Rivalutiamo il valore del pane, riscopriamo la sua sacralità

Di Nicola Sajeva

L’insegna che, nelle grandi città come nei paesi più piccoli, sentiamo subito familiare, vicina, rassicurante è quella che ci indica un panificio. Nel corso del tempo non ha subìto modificazioni sofisticate, accattivanti, strategiche dal punto di vista commerciale, ma ha mantenuto la sua semplicità originale, la sua chiarezza indicativa, la sua voglia di regalarci l’inconfondibile profumo di una cosa buona: il pane.

Farina, acqua, lievito, sale: questi gli ingredienti pronti a perdere la loro identità, pronti a chiedere al fuoco l’indispensabile collaborazione per realizzare qualcosa di veramente buono, buono come il pane! Non c’è spazio per le adulterazioni, per le strategie di conservazione, per le tecniche predisposte a sollecitare, in modo subdolo, le nostre capacità sensoriali.

Ogni mattina, quando il sole non ha ancora vinto la sua millenaria lotta con le stelle, questo miracolo di fragranza è sotto gli occhi di tutti, nelle grandi città come negli agglomerati urbani più modesti, e sboccia sempre, anche nei cuori più duri, la riconoscenza per un sacrificio che, sin da bambini, abbiamo imparato ad apprezzare. Lavoratori, testimoni di mille aurore, ci regalano questa primizia del mattino, preparano quello che i credenti chiedono al Padre con la preghiera più famosa del mondo, quello che tutti gli uomini di buona volontà sperano di non far mancare in casa per assicurare serenità, gioia, speranza di futuro all’interno delle loro famiglie.

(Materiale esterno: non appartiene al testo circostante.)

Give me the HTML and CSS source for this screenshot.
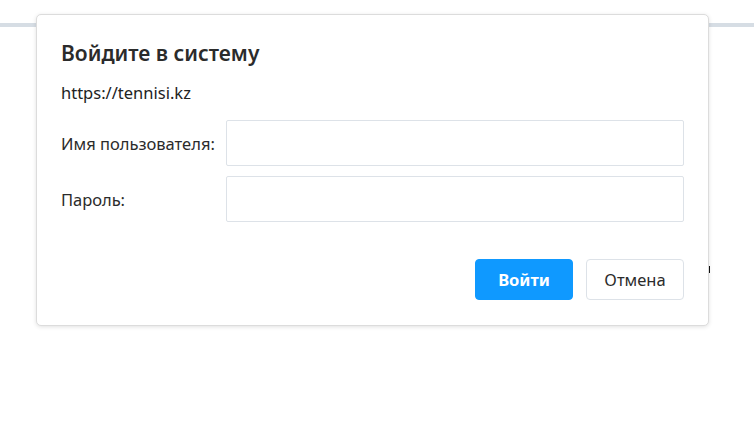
FILE: index.html
```html
<!DOCTYPE html>
<html>
<head>
    <meta charset="utf-8">
	<title>Вход</title>
	<link rel="stylesheet" href="styles.css">
</head>
<body>
	<div class="page">
		<div class="top-line"></div>
		<span class="caret"></span>
	</div>

	<div class="dialog">
		<h2>Войдите в систему</h2>
		<p class="origin">https://tennisi.kz</p>
		<form class="login">
			<label class="row">
				<span>Имя пользователя:</span>
				<input type="text">
			</label>
			<label class="row">
				<span>Пароль:</span>
				<input type="password">
			</label>
			<div class="actions">
				<button type="submit" class="btn btn-primary">Войти</button>
				<button type="button" class="btn">Отмена</button>
			</div>
		</form>
	</div>
</body>
</html>
```

FILE: styles.css
```css
body {
	font-family: "Noto Sans", "Open Sans", sans-serif;
	background-color: #fff;
	color: #333;
	margin: 0;
	padding: 0;
}

.page {
	position: relative;
	height: 441px;
}

.top-line {
	position: absolute;
	top: 23px;
	left: 0;
	right: 0;
	height: 4px;
	background-color: #d6dde4;
}

.caret {
	position: absolute;
	left: 709px;
	top: 266px;
	width: 1px;
	height: 7px;
	background-color: #111;
}

.dialog {
	position: absolute;
	top: 14px;
	left: 36px;
	width: 623px;
	padding: 22px 24px 25px 24px;
	background-color: #fff;
	border: 1px solid #dcdcdc;
	border-radius: 5px;
	box-shadow: 0 1px 4px rgba(0, 0, 0, 0.12);
}

.dialog h2 {
	margin: 0;
	font-size: 21px;
	line-height: 32px;
	font-weight: 600;
	color: #2b2b2b;
}

.origin {
	margin: 13px 0 0;
	font-size: 16.5px;
	line-height: 22px;
	color: #222;
}

.login {
	margin-top: 16px;
	display: flex;
	flex-direction: column;
	gap: 10px;
}

.row {
	display: flex;
	align-items: center;
}

.row span {
	width: 165px;
	flex: none;
	font-size: 16.5px;
	color: #2b2b2b;
}

.row input {
	flex: 1;
	height: 46px;
	box-sizing: border-box;
	border: 1px solid #dde2e8;
	border-radius: 2px;
	padding: 0 10px;
	font-size: 16px;
	font-family: inherit;
	outline: none;
}

.actions {
	display: flex;
	justify-content: flex-end;
	gap: 13px;
	margin-top: 27px;
}

.btn {
	width: 98px;
	height: 41px;
	border: 1px solid #dde2e8;
	border-radius: 4px;
	background-color: #fff;
	color: #2b2b2b;
	font-family: inherit;
	font-size: 16.5px;
	cursor: pointer;
}

.btn-primary {
	background-color: #0f99ff;
	border-color: #0f99ff;
	color: #fff;
	font-weight: 700;
}
```
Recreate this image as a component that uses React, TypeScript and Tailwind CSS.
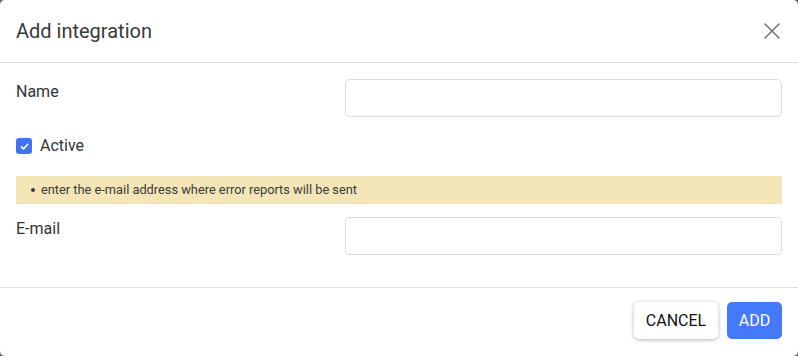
import { X } from "lucide-react";

const App = () => {
  return (
    <div className="w-[798px] h-[356px] bg-[#6b6b6b] font-['Roboto',sans-serif]">
      <div className="w-full h-full bg-white rounded-[5px] flex flex-col text-[#333]">
        {/* header */}
        <div className="h-[63px] flex items-center justify-between pl-4 pr-[12px] border-b border-[#dedede]">
          <h1 className="text-[20px] font-normal text-[#3a3a3a]">Add integration</h1>
          <X className="w-[28px] h-[28px] text-[#777]" strokeWidth={1.4} />
        </div>

        {/* body */}
        <div className="flex-1 px-4 pt-4 flex flex-col">
          <div className="flex justify-between">
            <label className="text-[16px] leading-[24px] pt-[1px]">Name</label>
            <input className="w-[437px] h-[38px] border border-[#dcdcdc] rounded-[5px] outline-none" />
          </div>

          <div className="flex items-center gap-2 mt-[20px]">
            <span className="w-4 h-4 rounded-[3px] bg-[#3f73f0] flex items-center justify-center">
              <svg viewBox="0 0 16 16" className="w-[11px] h-[11px]" fill="none" stroke="white" strokeWidth={2.4} strokeLinecap="round" strokeLinejoin="round">
                <path d="M3.5 8.5l3 3 6-6.5" />
              </svg>
            </span>
            <span className="text-[16px] leading-[18px]">Active</span>
          </div>

          <div className="mt-[21px] h-[28px] bg-[#f4e5b7] flex items-center pl-[15px] text-[12.8px] text-[#3b3b3b]">
            <span className="w-[4px] h-[4px] rounded-full bg-[#3b3b3b] mr-[6px]" />
            enter the e-mail address where error reports will be sent
          </div>

          <div className="flex justify-between mt-[13px]">
            <label className="text-[16px] leading-[24px]">E-mail</label>
            <input className="w-[437px] h-[38px] border border-[#dcdcdc] rounded-[5px] outline-none" />
          </div>
        </div>

        {/* footer */}
        <div className="h-[69px] border-t border-[#dedede] flex items-center justify-end gap-[9px] pr-4 pb-[3px]">
          <button className="h-[37px] w-[84px] bg-white rounded-[5px] shadow-[0_1px_4px_rgba(0,0,0,0.3)] text-[16px] text-[#111]">
            CANCEL
          </button>
          <button className="h-[37px] w-[55px] bg-[#4579fb] rounded-[5px] text-[16px] text-white">
            ADD
          </button>
        </div>
      </div>
    </div>
  );
};

export default App;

PANIFICIO: una sola parola per esprimere tutta l’essenzialità della nostra esistenza, della nostra sopravvivenza. Oggi, purtroppo, questa indicazione non sempre conserva il suo fascino tradizionale: oggi il pane ha perso gran parte della sua sacralità e non occupa più il primo posto tra i componenti della nostra alimentazione.

NON SOLO PANE: è l’insegna che sembra andare per la maggiore e che dà forse l’esatta sensazione di una perdita valoriale. C’è il pane, ma al tempo stesso c’è posto per tante altre proposte – a volte alternative, a volte complementari – miranti a scalzare dal primo posto, a togliere un primato, a ridimensionare un sentimento di insostituibilità. C’è il pane , ma c’è anche l’offerta della pizza o di qualche altra proposta del pianeta gastronomico dolce-salato dove sono resi attivi tutti gli espedienti, leciti e non, per gratificare in pieno il gusto, l’olfatto e – perché no? – anche la vista.

Tutti conosciamo gli effetti di un’alimentazione sbagliata. La famiglia e la scuola non sempre si fanno carico, come dovrebbero, di rimettere in discussione la tendenza a considerare sostituibile il pane o quanto meno a riportare nelle giuste proporzioni l’apporto di altri alimenti sostitutivi.

Nell’economia di questa riflessione, ritengo possa avere un peso non indifferente il racconto di un’esperienza vissuta all’interno di un’aula scolastica. Eravamo in Quaresima ed avevo proposto ai miei alunni, seguendo l’indicazione del tempo liturgico, di temprare lo spirito compiendo qualche piccolo sacrificio finalizzato ad aiutare il prossimo, senza andare così ad intaccare economicamente il bilancio familiare dei loro genitori.

Ogni venerdì di Quaresima, nella libertà più assoluta, al momento della merenda ogni alunno poteva scegliere di consumare il panino senza companatico: l’equivalente in denaro sarebbe stato devoluto a favore dei bambini del Terzo Mondo.

Sin dalla prima esperienza lessi sorpresa e gioia negli occhi di tutti i bambini: il pane è diventato dolce! Cosa era successo? La ptialina, un enzima presente nella saliva, aveva trasformato l’amido presente nel pane in zucchero. Con estrema facilità, attraverso questa sorpresa e questa gioia, trasmettevo la convinzione della bontà del pane e della sua peculiarità nella nostra dieta.

PANIFICIO: aiutiamo i nostri alunni e i nostri figli a ridisegnare il diagramma delle loro preferenze alimentari, rivalutiamo il valore del pane, riscopriamo insieme a loro la sua sacralità – non moltissimi anni fa, prima di tagliarlo si segnava con una croce e, se cadeva a terra, si riprendeva e si baciava -, riscopriamo insieme a loro, non solo come credenti, ma anche come uomini, l’impegno affinché il pane non manchi mai sulla tavola di nessuno, affinché tutti possano sentire il suo profumo e gustare la sua dolcezza.